GSA issued the SFO on June 28, 1988, calling for a minimum of 37,780 to a maximum of 40,000 net usable square feet of office and related space for use by BLM. On January 18, 1990, GSA awarded lease No. G5-10 B-05534 for 39,320 square feet to Van Auker, following several rounds of negotiations in which Schuerman participated. On February 2, Schuerman protested the award of the lease to our Office, arguing that GSA had improperly failed to reopen discussions after the closing date for receipt of best and final offers (BAFO), in order to consider a lower-priced offer from Schuerman. We denied that protest in Schuerman Dev. Co., B-238464, Apr. 25, 1990, 90-1 CPD Para. 423, where we specifically found that GSA reasonably decided not to reopen negotiations with all offerors merely to consider Schuerman's reduced offer, which was submitted more than 4 months after the closing date for receipt of BAFOs.

On or around August 9, 1990, Schuerman filed a motion for permanent injunctive relief in the United States District Court for the District of Columbia, arguing that GSA's decision not to reopen negotiations with all offerors following receipt of its lower offer was not reasonably based. Schuerman Dev. Co. v. United States, CA No. 90 1085. On October 26, the district court denied Schuerman's motion for injunctive relief and granted the government's motion for summary judgment. On November 21, Schuerman appealed to the United States Court of Appeals for the District of Columbia Circuit, Schuerman Dev. Co. v. United States, CA No. 90-5391, where, on January 16, 1991, the government moved for summary affirmance of the district court order. On February 8, Schuerman filed its opposition to the government's motion, arguing that summary affirmance is inappropriate, and requesting that it have the opportunity to fully brief and argue its position. The court has not ruled on these motions.

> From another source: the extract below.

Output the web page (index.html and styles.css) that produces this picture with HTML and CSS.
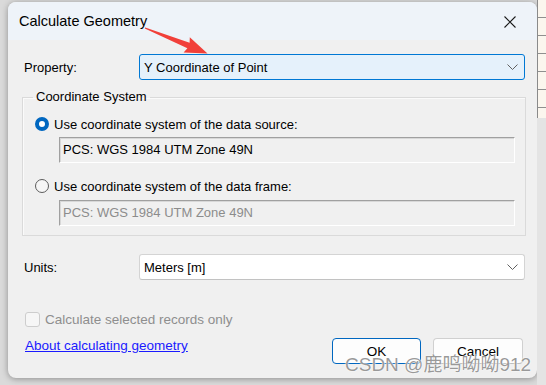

It is our policy not to decide protests where the matter involved is the subject of litigation before a court of competent jurisdiction, unless the court requests our decision. 4 C.F.R. Sec. 21.9(a); Blue Cross and Blue Shield of Maryland, Inc., B-234579, May 16, 1989, 89-1 CPD Para. 466. Even where the issues before a court are not the same issues which a protester is attempting to raise in our Office, if the court's disposition of a matter before it would render a decision of our Office academic, we will not consider the protest while the matter is pending before the court, unless the court expresses an interest in our opinion. See 4 C.F.R. Sec. 21.3(m)(11); Electronic Sys. Assoc., Inc.-- Recon., B-235323.2; B-235323.3, June 23, 1989, 89-1 CPD Para. 596.

Although the issue raised by Schuerman's protest-- that GSA improperly increased the amount of office space required under the lease awarded to Van Auker-- was not specifically raised in the litigation, disposition of the matter before the court could render a decision of our Office academic, since Schuerman's new contentions are inextricably related to the relief it seeks in its court action. For example, the court could ultimately accept Schuerman's position and direct GSA to take corrective action and reopen negotiations for the lease, which could include the additional space GSA now requires. Since a court order could render academic any decision of this Office on the matters raised by Schuerman's protest, it is inappropriate for our Office to consider Schuerman's protest. See Falcon Microsystems, Inc., B-242555, Feb. 20, 1991, 91-1 CPD Para. 194.

The protest is dismissed.

/1/ GSA states that following award of the original lease to Van Auker, additional office space was required within the same building to house new programs subsequently assigned to BLM.